The simple 17th could humble even Tiger Woods because of all the golf holes on the planet there may be no better reminder of Bobby Jones’s admonition that “golf is played on a 5-inch course – the space between your ears.” The knowledge that the penalty for an error is so extreme turns that routine practice range shot into a harrowing ordeal for even the best players. Defending Players champion Rory McIlroy readily admits that he tries to not even glance at the water but instead always looks straight ahead or at the crowd to his left while making the walk from the 16th green, a walk that McIlroy describes as being “way too long.”
The hole is Pete Dye’s most famous, and both because of it and the presence of the Players Championship for more than three decades TPC Sawgrass is probably his best known course. But Dye, who passed away on January 9th at the age of 94, eleven months after the death of his wife and longtime design collaborator Alice, was a prolific course architect whose impact on course design extended far beyond his personal portfolio. In addition to the annual return of the Players Championship at TPC Sawgrass, Dye’s courses have hosted five PGA Championships, twenty-four of the various national championships sponsored by the USGA, a Ryder Cup, a Solheim Cup, and innumerable weekly stops on both the LPGA and PGA Tours.

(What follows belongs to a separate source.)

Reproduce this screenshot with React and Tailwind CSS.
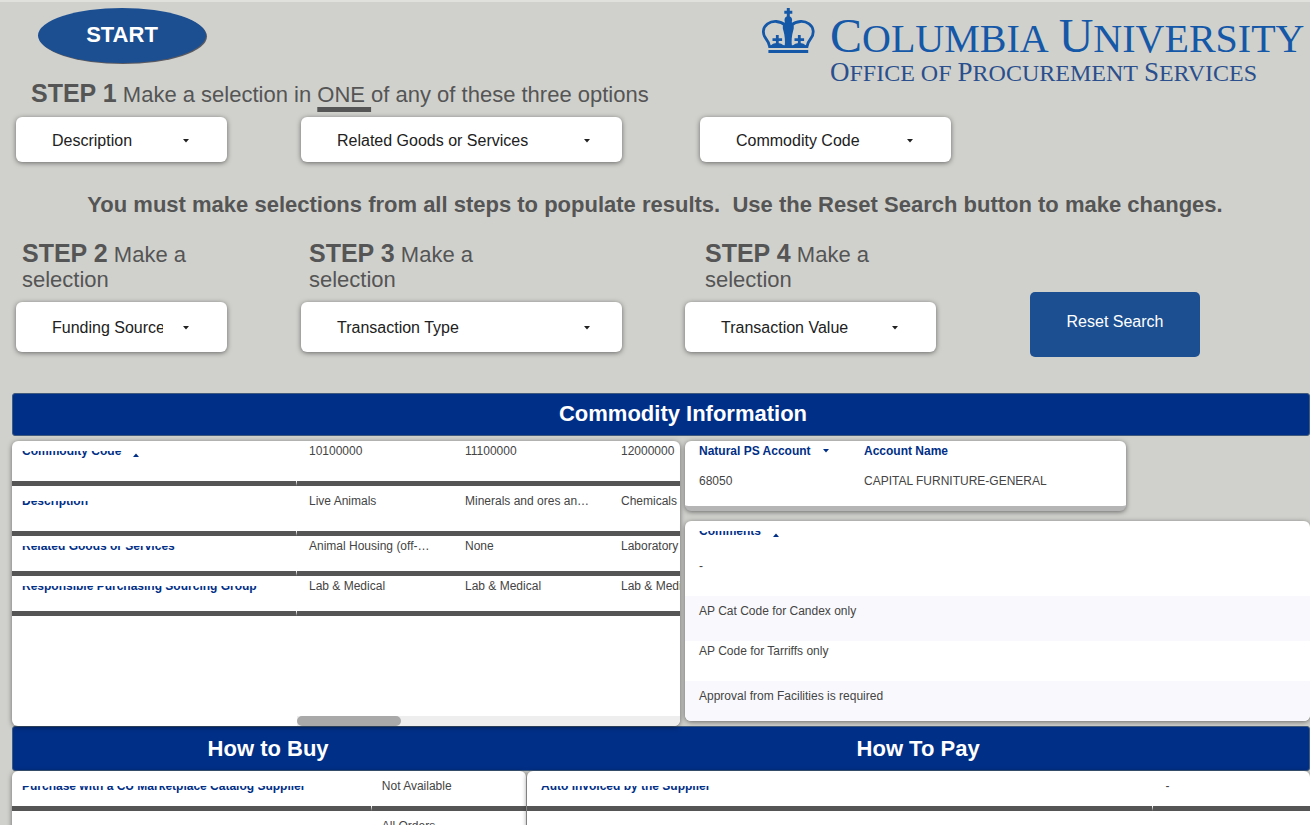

From the start of his career Dye refused to be content with turning out one similar layout after another, unlike so many of his busy peers. He almost never worked from a set of finished plans, preferring instead to follow his instincts and his eye, meaning that he was on site, and frequently atop a bulldozer, throughout the construction phase of most of his projects. That personal touch and individual approach led fellow course architect Arthur Hills to liken Dye to “Picasso, somebody that created a nontraditional design.”
His design philosophy came to be called target golf, in which the preferred routing of each hole is apparent to the player, with penal results for straying too far off-line. But Dye also knew that a gambler lives in the heart of every golfer, from the weekend hacker to Phil Mickelson. His most memorable holes often provide a second option that entices the player with a shot that has the potential for great reward at the expense of high risk. His cleverness also meant Dye courses could continue to feature challenging short and medium length par-4s even as most architects were stretching their courses to greater and greater lengths in response to improved club and ball technology. Hilton Head’s Harbour Town Golf Links, which continues to challenge the pros at the RBC Heritage every spring, is but one example.
The Golf Channel’s Brandel Chamblee said that Dye got “in your head” and that his designs “brought out the best and worst in golfers.” That is a fair assessment of this seminal figure in modern course design, whose legacy will live for generations in courses across the country and around the globe. It is also a reminder of why a simple short hole, the penultimate one on the routing of TPC Sawgrass, is the perfect expression of Pete Dye’s work.